My day four in Poland was reserved for sight-seeing in the city of Kraków and a miners’ tour at the Wieliczka Salt Mine. Therefore I planned much ahead before I went to Kraków to ensure that all my requirements would be matched. I got so excited while I was preparing my different trips that I couldn’t wait to get there.
I did investigate to find a German/English speaking tour guide for a City Tour in Kraków and for the same at the Salt Mine Tour in Wieliczka. I reached out for Marta, a very smart lady who spoke perfect English. She offered me to arrange both tours in German language. Although she does not speak any German she contacted another guide to support me. I asked Marta also for organising the transportation services from my apartment to the Salt Mine and back from there to Old Town Kraków for the City Tour. Her husband was supposed to be my driver. He drove me to my first destination and waited there at the Salt Mine while I did enjoy the almost three hour German language tour (guided by Eckardt) through the different levels of the mine. I suggest that you do the virtual tour (just click on the bottom in the upper right corner) before you go, because it provides you with some information that is quite helpful while visiting. You can choose between the workmen and tourist tour. I decided to take the tourist attraction and wasn’t disappointed. But my next visit, and I will return, it will be the Workmen Tour, which offers much more insight into miners life.
The arrangement was that Marta bought the tickets for me, arrange the pick-up and all necessary things that I could feel quite comfortable while being supported by her husband and her colleague, who did provide the German language city tour. I paid her husband the fee for this tour in cash after we returned from Wieliczka into Kraków to meet Silvia, the city tour guide.
The “Wieliczka” Salt Mine is visited by more than one million tourists per year from all over the world. As a world class monument it’s listed on the UNESCO World Cultural and Natural Heritage List. Visits to the mine undergrounds are always supervised by a tour guide. The temperature in the mine is constant and varies from 14 to 16 °C. In the mine visitors must follow mining rules and the visiting takes about 3 hours.

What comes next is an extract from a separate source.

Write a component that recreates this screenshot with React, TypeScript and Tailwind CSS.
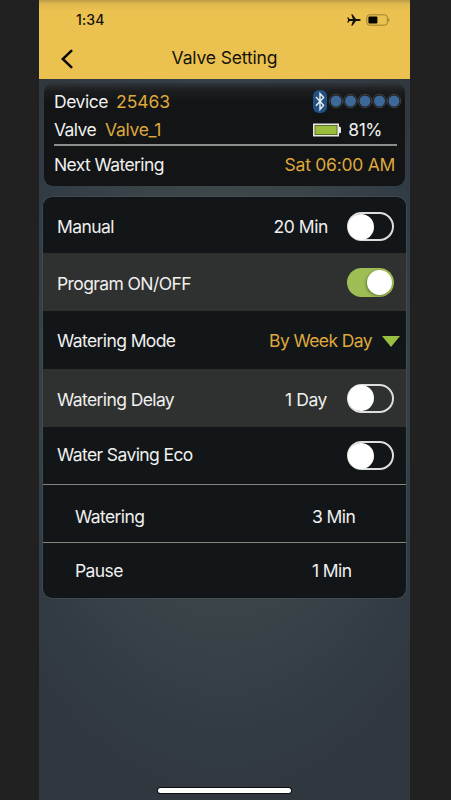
import React from 'react';
import { clsx } from 'clsx';

const Toggle: React.FC<{ on?: boolean; className?: string }> = ({ on, className }) => (
  <div
    className={clsx(
      'flex h-[29px] w-[47px] shrink-0 items-center rounded-full',
      on ? 'justify-end bg-[#9ebe55] pr-[2px]' : 'justify-start border-2 border-[#dededc]',
      className
    )}
  >
    <div
      className={clsx(
        'shrink-0 rounded-full bg-white',
        on ? 'h-[25px] w-[25px] shadow-[-1px_1px_3px_rgba(0,0,0,0.35)]' : '-ml-px h-[26px] w-[26px]'
      )}
    />
  </div>
);

const Plane: React.FC = () => (
  <svg width="14" height="12" viewBox="0 0 14 12" fill="#14110a">
    <path d="M13.7 6c0-.6-.8-.9-1.7-.9H9L5.5.3H4.2l1.7 4.8H2.6L1.2 3.3H.3L1.1 6l-.8 2.7h.9l1.4-1.8h3.3l-1.7 4.8h1.3L9 6.9h3c.9 0 1.7-.3 1.7-.9z" />
  </svg>
);

const PhoneBattery: React.FC = () => (
  <svg width="24" height="12" viewBox="0 0 24 12">
    <rect x="0.8" y="0.8" width="20.6" height="10.4" rx="2.8" fill="none" stroke="#9a8034" strokeWidth="1" />
    <rect x="2.4" y="2.4" width="9" height="7.2" rx="1" fill="#080600" />
    <path d="M22.4 4.2c1.3.7 1.3 2.9 0 3.6z" fill="#80692b" />
  </svg>
);

const Bluetooth: React.FC = () => (
  <svg width="14" height="23" viewBox="0 0 14 23">
    <rect width="14" height="23" rx="6" fill="#225181" />
    <path d="M3 7l7.6 8.2L7 19.3V3.6l3.6 4L3 15.8" fill="none" stroke="#e8edf3" strokeWidth="1.4" />
  </svg>
);

const SignalDots: React.FC = () => (
  <svg width="74" height="16" viewBox="0 0 74 16">
    {[0, 1, 2, 3, 4].map((dot) => (
      <g key={dot}>
        <circle cx={8 + dot * 14.5} cy="8" r="6.8" fill="#191c20" stroke="#434342" strokeWidth="0.9" />
        <circle cx={8 + dot * 14.5} cy="8" r="5.5" fill="#3c6999" />
      </g>
    ))}
  </svg>
);

const ValveBattery: React.FC = () => (
  <svg width="28" height="14" viewBox="0 0 28 14">
    <path d="M0 .5h26v3.2h1.2l.8 1v4.6l-.8 1H26v3.2H0z" fill="#e9e9e4" />
    <rect x="1.6" y="2" width="22.8" height="10" fill="#4e5b28" />
    <rect x="2.4" y="2.8" width="21.2" height="8.4" fill="#9abd3e" />
  </svg>
);

const App: React.FC = () => {
  return (
    <div className="flex h-[800px] w-[451px] overflow-hidden bg-[#212121] pl-[39px] font-['Inter','Liberation_Sans',sans-serif] text-[17.5px] leading-none tracking-[-0.6px] text-[#f0f0ee]">
      <div className="flex w-[371px] flex-col bg-[radial-gradient(ellipse_270px_420px_at_50%_48%,#435057_0%,#3c474a_45%,#323c45_80%,#31373e_100%)]">
        {/* Status bar and title */}
        <header className="h-[79px] bg-[linear-gradient(#b99b45_0px,#e0b74d_4px,#ebc250_11px)] text-[#16120a]">
          <div className="flex h-[40px] items-center justify-between pr-[20px] pl-[37px]">
            <span className="text-[14px] font-medium tracking-[0.15px]">1:34</span>
            <div className="flex items-center gap-[5px]">
              <Plane />
              <PhoneBattery />
            </div>
          </div>
          <div className="grid h-[37px] grid-cols-[40px_1fr_40px] items-center">
            <svg className="ml-[22px]" width="13" height="20" viewBox="0 0 13 20" fill="none">
              <path d="M10.3 1.8L1.8 10l8.5 8.2" stroke="#0c0900" strokeWidth="2.5" strokeLinecap="round" />
            </svg>
            <h1 className="-mt-px text-center tracking-[-0.15px]">Valve Setting</h1>
          </div>
        </header>

        {/* Device summary */}
        <section className="mx-[5px] mt-1 h-[103px] rounded-[9px] bg-[linear-gradient(#303438_0px,#1b1d1f_8px,#121416_20px)] px-[10px] pt-[3px]">
          <div className="-mr-[7px] flex h-[30px] items-center">
            <span className="pt-px tracking-[-0.45px]">Device</span>
            <span className="ml-[8px] pt-px tracking-[-0.1px] text-[#dfa83c]">25463</span>
            <div className="ml-auto flex items-center gap-px">
              <Bluetooth />
              <SignalDots />
            </div>
          </div>
          <div className="flex h-[28px] items-center">
            <span>Valve</span>
            <span className="ml-[9px] tracking-[-0.3px] text-[#dfa83c]">Valve_1</span>
            <div className="mr-[13px] ml-auto flex items-center gap-[7px]">
              <ValveBattery />
              <span className="tracking-[-0.5px]">81%</span>
            </div>
          </div>
          <div className="-mr-[2px] h-[1.5px] bg-[#8c8c8a]" />
          <div className="flex h-[38px] items-center justify-between pt-px">
            <span>Next Watering</span>
            <span className="tracking-[-0.26px] text-[#dfa83c]">Sat 06:00 AM</span>
          </div>
        </section>

        {/* Valve settings */}
        <section className="mx-1 mt-[11px] h-[401px] w-[363px] overflow-hidden rounded-[9px] bg-[#131619] shadow-[0_0_0_0.5px_#4c565d]">
          <div className="flex h-[56px] items-center pt-[3px] pr-[12px] pl-[14px]">
            <span>Manual</span>
            <span className="ml-auto tracking-[-0.4px]">20 Min</span>
            <Toggle className="ml-[19px]" />
          </div>
          <div className="flex h-[58px] items-center justify-between bg-[#2f3130] pr-[12px] pl-[14px]">
            <span className="pt-[3px]">Program ON/OFF</span>
            <Toggle on />
          </div>
          <div className="flex h-[58px] items-center pt-px pr-[6px] pl-[14px]">
            <span className="pt-px">Watering Mode</span>
            <span className="ml-auto pt-px text-[#dfa83c]">By Week Day</span>
            <svg className="mt-px ml-[10px]" width="18" height="11" viewBox="0 0 18 11">
              <path d="M0 0h18L9 11z" fill="#99bf40" />
            </svg>
          </div>
          <div className="flex h-[58px] items-center bg-[#2f3130] pr-[12px] pl-[14px]">
            <span className="pt-[4px]">Watering Delay</span>
            <span className="ml-auto pt-[4px] tracking-[-0.4px]">1 Day</span>
            <Toggle className="ml-[20px]" />
          </div>
          <div className="flex h-[58px] items-center justify-between border-b border-[#858580] pr-[12px] pl-[14px]">
            <span className="-mt-px">Water Saving Eco</span>
            <Toggle />
          </div>
          <div className="grid h-[58px] grid-cols-[237px_1fr] items-center border-b border-[#858580] pt-[6px] pl-[32px]">
            <span>Watering</span>
            <span>3 Min</span>
          </div>
          <div className="grid h-[55px] grid-cols-[237px_1fr] items-center pl-[32px]">
            <span>Pause</span>
            <span>1 Min</span>
          </div>
        </section>

        {/* Home indicator */}
        <div className="mx-auto mt-auto mb-[7px] h-[5px] w-[133px] rounded-full bg-white shadow-[0_0_0_1px_#0c0e10]" />
      </div>
    </div>
  );
};

export default App;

The deposit of rock salt has been mined since the 13th century. The Wieliczka and Bochnia Royal Salt Mines illustrate the historic stages of the development of mining techniques in Europe from the 13th to the 20th centuries: both mines have hundreds of kilometers of galleries with works of art, underground chapels and statues sculpted in the salt, making a fascinating pilgrimage into the past. The mines were administratively and technically run by Wieliczka Saltworks Castle, which dates from the medieval period and has been rebuilt several times in the course of its history (Copyright: Unesco.org).

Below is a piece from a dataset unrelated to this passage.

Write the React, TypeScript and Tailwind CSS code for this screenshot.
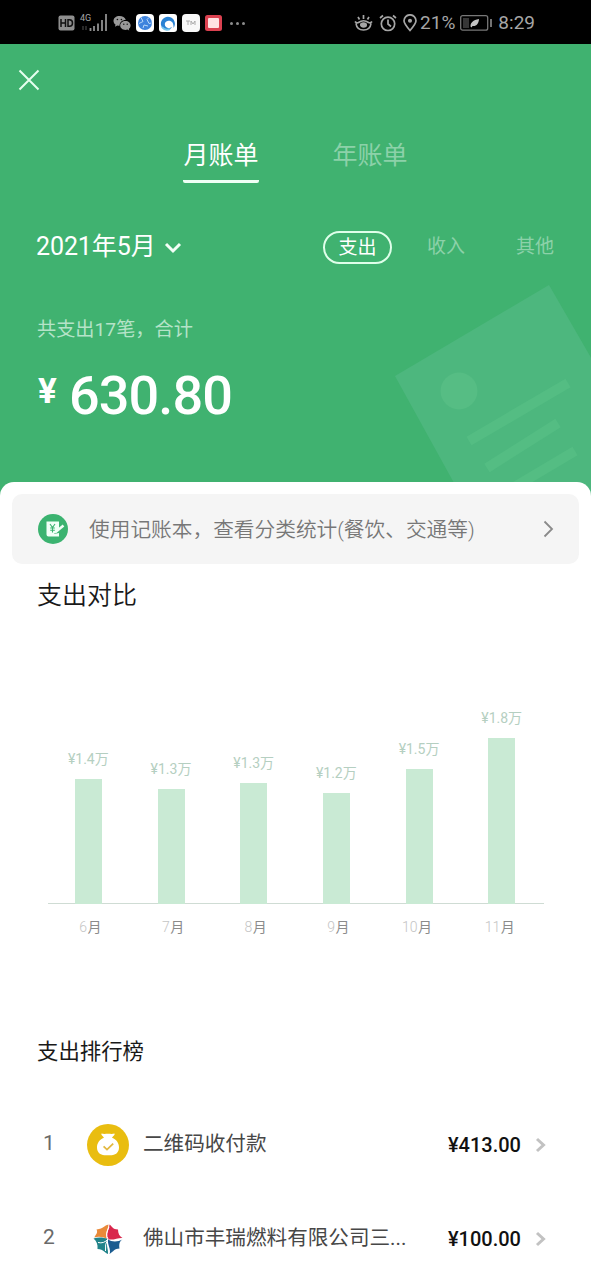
import React from "react";

const bars = [
  { month: "6", label: "¥1.4万", height: 125, shift: "left-[1px]" },
  { month: "7", label: "¥1.3万", height: 115, shift: "left-[1px]" },
  { month: "8", label: "¥1.3万", height: 121, shift: "left-[1px]" },
  { month: "9", label: "¥1.2万", height: 111, shift: "left-[1px]" },
  { month: "10", label: "¥1.5万", height: 135, shift: "-left-[3px]" },
  { month: "11", label: "¥1.8万", height: 166, shift: "-left-[3px]" },
];

const ranking = [
  { rank: 1, name: "二维码收付款", amount: "¥413.00", icon: <MoneyBag /> },
  { rank: 2, name: "佛山市丰瑞燃料有限公司三...", amount: "¥100.00", icon: <Pinwheel /> },
];

function MoneyBag() {
  return (
    <svg viewBox="0 0 42 42" className="size-[42px]">
      <circle cx="21" cy="21" r="21" fill="#e9bd10" />
      <path
        d="M14.6 9.6c2.200.6 4.200.2 6.400.2s4.200.4 6.400-.2c1 1.200-1.400 2.800-2.400 4.200 4.800 1.800 7 5.800 7 9.800 0 5-3.400 7.600-7.400 7.600h-7.200c-4 0-7.400-2.600-7.400-7.600 0-4 2.200-8 7-9.800-1-1.400-3.400-3-2.400-4.200z"
        fill="#fff"
      />
      <path d="M16.600 22.400l3.400 3.200 6.200-6" fill="none" stroke="#e3b840" strokeWidth="1.800" />
    </svg>
  );
}

function Pinwheel() {
  return (
    <svg viewBox="0 0 32 32" className="size-8">
      <path d="M16.500 1.500C12 2.500 12 5.500 4.500 6.500 6.500 10 3 12 2.500 14.500 6 13 11 13.500 15 16c-2.500-5 1-9 1.500-14.500z" fill="#e98a3a" />
      <path d="M17.500 1.500c3 2 3 5 8.500 5 0 4 1.500 7 4.500 8.500-4.500-.5-10 3-15 1C13.500 11.500 17 7.500 17.500 1.500z" fill="#d9274c" />
      <path d="M30.500 16.500C27 18.500 27 22 27.500 25.500c-5 0-6 3-10 5.500 2-4-2.500-10-1.500-15 3.500 3.500 10 3 14.500.5z" fill="#1b5c90" />
      <path d="M1.500 15.500c5-1.500 10.500-1 14 .5-2 5 1 10 .5 15-3.500-1.500-4-4.500-10.500-5 .5-4.500-1-8-4-10.500z" fill="#21848a" />
      <path d="M6 19.500q6 1.500 10-3.500M13.500 28q-1-7 2.500-12M16 16q-3-5 1-12" fill="none" stroke="#fff" strokeWidth="1" />
    </svg>
  );
}

function StatusBar() {
  return (
    <div className="flex h-11 items-center bg-black pt-[2px] text-[#a6a6a6]">
      <div className="ml-[58px] flex items-center">
        <svg viewBox="0 0 17 16" className="h-4 w-[17px]">
          <rect x=".5" y=".5" width="16" height="15" rx="2" fill="#8f8f8f" />
          <path d="M3 4v8M3 8h4.500M7.500 4v8M10 4.700h1.500q3 0 3 3.300t-3 3.300H10z" fill="none" stroke="#111" strokeWidth="1.500" />
        </svg>
        <div className="relative ml-[5px] h-[18px] w-7">
          <span className="absolute -top-[2px] left-0 font-['Roboto'] text-[9px] leading-[12px]">4G</span>
          <svg viewBox="0 0 28 18" className="h-[18px] w-7">
            <path d="M10.500 17v-3M14 17v-5M18 17v-7.500M22 17V6M26 17V0" stroke="#8f8f8f" strokeWidth="1.800" />
            <path d="M3 12v4M6 12v4" stroke="#292929" strokeWidth="2" />
          </svg>
        </div>
        <svg viewBox="0 0 18 16" className="ml-[5px] h-4 w-[18px]">
          <path d="M6.500 1C3 1 .5 3.100.5 5.900c0 1.500.8 2.800 2 3.700L2 11.700l2.300-1.300q1 .3 2.200.3c.2-3.500 3-5.700 6.300-5.600C12 2.500 9.600 1 6.500 1z" fill="#999" />
          <path d="M12.500 6.100c-3 0-5.300 2-5.300 4.400s2.300 4.400 5.300 4.400q1 0 1.800-.3l2 1-.5-1.700c1.100-.8 1.800-2 1.800-3.400 0-2.400-2.200-4.400-5.100-4.400z" fill="#999" />
          <g fill="#111">
            <circle cx="4.400" cy="4.500" r=".8" />
            <circle cx="8.400" cy="4.500" r=".8" />
            <circle cx="10.800" cy="9.200" r=".7" />
            <circle cx="14.200" cy="9.200" r=".7" />
          </g>
        </svg>
        <svg viewBox="0 0 18 18" className="ml-[5px] size-[18px]">
          <rect width="18" height="18" rx="4" fill="#fff" />
          <circle cx="9" cy="9" r="7" fill="#3e83dd" />
          <path d="M5 3.500l2 4-4 2M13 3.500l-2 2 2 4 2.500-.5M7 14l1-3 4 1" fill="none" stroke="#b9d7f8" strokeWidth="1" />
        </svg>
        <svg viewBox="0 0 18 18" className="ml-[5px] size-[18px]">
          <rect width="18" height="18" rx="3" fill="#fff" />
          <path d="M2 11a7 7 0 1 1 12.500 3c.5-5-2-8-6-7-3 .7-3.500 4-1.500 6 1.500 1.500 4 1.500 6 0-2 4-10 4-11-2z" fill="#2882d4" />
          <path d="M3 13q3 4 8 2" fill="none" stroke="#72c5ed" strokeWidth="2" />
        </svg>
        <svg viewBox="0 0 18 18" className="ml-[5px] size-[18px]">
          <rect width="18" height="18" rx="4" fill="#f8f8f8" />
          <path d="M4 7h4M6 7v4M9 11V7l2 3 2-3v4" fill="none" stroke="#aaa" />
        </svg>
        <svg viewBox="0 0 17 16" className="ml-[5px] h-4 w-[17px]">
          <rect width="17" height="16" rx="2.500" fill="#db4150" />
          <rect x="3" y="3" width="11" height="10" rx="1" fill="#ffe1e2" />
        </svg>
        <div className="ml-2 flex gap-[3px]">
          <i className="size-[3px] rounded-full bg-[#8c8c8c]" />
          <i className="size-[3px] rounded-full bg-[#8c8c8c]" />
          <i className="size-[3px] rounded-full bg-[#8c8c8c]" />
        </div>
      </div>
      <div className="mr-14 ml-auto flex items-center font-['Roboto'] text-[19px]">
        {/* eye comfort */}
        <svg viewBox="0 0 19 18" className="h-[18px] w-[19px]" fill="none" stroke="currentColor" strokeWidth="1.700">
          <path d="M1 7.500q1.500 2 3.500 1 5-3.500 10 0 2 1 3.500-1M2 9.500c.5 4 3.500 6.500 7.500 6.500s7-2.500 7.500-6.500M9.500 1v4M4 3l1.500 2.500M15 3l-1.500 2.500" />
          <ellipse cx="9.500" cy="11" rx="2.700" ry="1.900" fill="currentColor" />
        </svg>
        <svg viewBox="0 0 18 18" className="ml-[6px] size-[18px]" fill="none" stroke="currentColor" strokeWidth="1.700">
          <circle cx="9" cy="9.800" r="6.700" />
          <path d="M9 5.500v4.500l3 2.500M1 4l3-2.500M17 4l-3-2.500" />
        </svg>
        <svg viewBox="0 0 14 18" className="ml-[6px] h-[18px] w-3.5" fill="none" stroke="currentColor" strokeWidth="1.700">
          <path d="M7 16.500C3.500 12.500 1 9.500 1 6.800a6 6 0 0 1 12 0c0 2.700-2.500 5.700-6 9.700z" />
          <circle cx="7" cy="6.800" r="1.200" fill="currentColor" />
        </svg>
        <span className="ml-[3px]">21%</span>
        <svg viewBox="0 0 32 16" className="ml-[5px] h-4 w-8">
          <rect x=".7" y=".7" width="27" height="14.500" rx="2" fill="none" stroke="#777" strokeWidth="1.300" />
          <path d="M3 3h6v10H3z" fill="#363636" />
          <path d="M10.500 11.500c0-4 2.500-6.500 8.500-7.500-.2 4.500-2.500 7.500-6.500 7l-1 1.500z" fill="#c4c4c4" />
          <path d="M31 4v8" stroke="#999" strokeWidth="1.500" />
        </svg>
        <span className="ml-[6px]">8:29</span>
      </div>
    </div>
  );
}

function Header() {
  return (
    <header className="relative h-[454px] overflow-hidden bg-[#40b270] text-white">
      {/* receipt watermark */}
      <svg viewBox="0 0 201 220" className="absolute top-[236px] right-0 h-[220px] w-[201px]">
        <path d="M5 96L159 5l120 208L90 250z" fill="#4db77e" />
        <circle cx="69" cy="111" r="18.500" fill="#56bd84" />
        <path d="M79 161l99-58M97 188l71-45M104 219l81-48" stroke="#54bd83" strokeWidth="10" />
      </svg>

      <div className="relative">
        <div className="pt-[25px] pl-[18px]">
          <svg viewBox="0 0 22 22" className="size-[22px]">
            <path d="M1.500 1.500l19 19M20.500 1.500l-19 19" stroke="#e6ffef" strokeWidth="2" />
          </svg>
        </div>
        <nav className="mt-[47px] flex justify-center gap-[74px] text-[25px] leading-[36px]">
          <span className="h-[45px] rounded-b-[2px] border-b-[3px] border-[#effff5]">月账单</span>
          <span className="text-[#8cd1a9]">年账单</span>
        </nav>
        <div className="mt-[47px] flex h-[34px] items-center pl-[36px]">
          <span className="text-[25px] leading-[34px] tracking-[-0.100px]">2021年5月</span>
          <svg viewBox="0 0 18 12" className="mt-[2px] ml-[8px] h-3 w-[18px]">
            <path d="M2 2l7 7 7-7" fill="none" stroke="#f3fff7" strokeWidth="3" />
          </svg>
          <div className="mr-[37px] ml-auto flex items-center text-[19px] leading-[34px] text-[#8cd1a9]">
            <span className="mr-[35px] h-[33px] w-[69px] rounded-full border-2 border-[#dfffea] text-center leading-[30px] text-white">
              支出
            </span>
            <span className="mr-[51px]">收入</span>
            <span>其他</span>
          </div>
        </div>
        <p className="mt-[52px] pl-[37px] text-[19.200px] leading-[28px] text-[#b5e3c8]">共支出17笔，合计</p>
        <div className="mt-[22px] flex pl-[38px] font-['Roboto'] font-medium">
          <span className="mt-[8px] w-[31px] text-[35px] leading-[36px] font-bold">¥</span>
          <span className="text-[54px] leading-[60px] tracking-[-0.900px]">630.80</span>
        </div>
      </div>
    </header>
  );
}

function Chart() {
  return (
    <div className="mt-[76px] ml-[48px] w-[496px]">
      <div className="flex h-[214px] items-end border-b border-[#cfdcd4]">
        {bars.map((bar) => (
          <div key={bar.month} className="relative -left-px flex flex-1 flex-col items-center">
            <span className="mb-[9px] text-[14px] leading-[22px] text-[#b5cfc1]">{bar.label}</span>
            <div className="-mb-[1px] w-[27px] bg-[#c9ead4]" style={{ height: bar.height }} />
          </div>
        ))}
      </div>
      <div className="mt-[13px] flex text-[14px] leading-[20px] text-[#8b8b8b]">
        {bars.map((bar) => (
          <span key={bar.month} className={`relative flex-1 text-center ${bar.shift}`}>
            <span className="mr-[.5px] font-light text-[#c4c4c4]">{bar.month}</span>月
          </span>
        ))}
      </div>
    </div>
  );
}

export default function App() {
  return (
    <div className="h-[1280px] w-[591px] overflow-hidden bg-white font-['Roboto','Noto_Sans_CJK_SC',sans-serif]">
      <StatusBar />
      <Header />
      <main className="relative -mt-4 rounded-t-[14px] bg-white pt-[12px] text-[#191919]">
        <div className="mx-[12px] flex h-[70px] items-center rounded-[10px] bg-[#f5f5f5]">
          <svg viewBox="0 0 30 30" className="ml-[26px] size-[30px]">
            <circle cx="15" cy="15" r="15" fill="#3bb370" />
            <path d="M8.500 7.500h12.500v7l-5 5.500 5-1v3.500H10.500q-2 0-2-2z" fill="#f1fff7" />
            <path d="M17 18.500l8.500-7" stroke="#f1fff7" strokeWidth="2.500" />
            <path d="M12 10l2.500 3.500L17 10M14.500 13.500v5M12.200 14h4.600M12.200 16.300h4.600" fill="none" stroke="#3bb370" strokeWidth="1.100" />
          </svg>
          <span className="mt-[2px] ml-[21px] text-[20.700px] leading-[30px] font-[350] text-[#777]">
            使用记账本，查看分类统计(餐饮、交通等)
          </span>
          <svg viewBox="0 0 11 18" className="mr-[25px] ml-auto h-[18px] w-[11px]">
            <path d="M1.500 1.500L9 9l-7.500 7.500" fill="none" stroke="#8a8a8a" strokeWidth="1.800" />
          </svg>
        </div>

        <h2 className="mt-[14px] pl-[37px] text-[25px] leading-[36px] font-[350]">支出对比</h2>
        <Chart />

        <h3 className="mt-[99px] pl-[37px] text-[21.400px] leading-[32px]">支出排行榜</h3>
        <ul className="mt-[30px]">
          {ranking.map((row) => (
            <li key={row.rank} className="flex h-[94px] items-center pl-[43px]">
              <span className="-mt-[3px] w-[44px] text-[21px] text-[#6a6a6a]">{row.rank}</span>
              <span className="flex w-[42px] justify-center">{row.icon}</span>
              <span className="-mt-[3px] ml-[14px] text-[20.600px] leading-[30px] text-[#474747]">{row.name}</span>
              <span className="ml-auto text-[20px] font-medium text-[#111]">{row.amount}</span>
              <svg viewBox="0 0 12 16" className="mr-[44px] ml-[14px] h-4 w-3">
                <path d="M2 2L8.500 8 2 14" fill="none" stroke="#c2c2c2" strokeWidth="3" />
              </svg>
            </li>
          ))}
        </ul>
      </main>
    </div>
  );
}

The meandering corridors that can be visited are three kilometres in total and it takes 800 steps descending into the mine leading 135 meters underground. The feeling I experienced was weird: Knowing to be so deep made be breath slowly. I asked the guide whether or not they might have experienced some problems with visitors such as claustrophobia or even a heart attack, he answered that such can happen but not very often. They are aware of it and they can handle any difficulty. The salty air preserves the woods in the mine, which can be easily recognized by the salt crust on the supporting timbers. Some of the beams are three to four hundred years old and still in good condition. I highly recommend a visit to the Salt Mine which makes it easy to understand all the “difficulties” they experienced during those times back then.
At the end of the tour, you have to travel back to the surface in an authentic miners’ lift (three stories of cages that carry eight men each – very narrow). An unexpected experience but worth it as the visit to the Salt Mine has been for me, too. I definitely will return for another visit.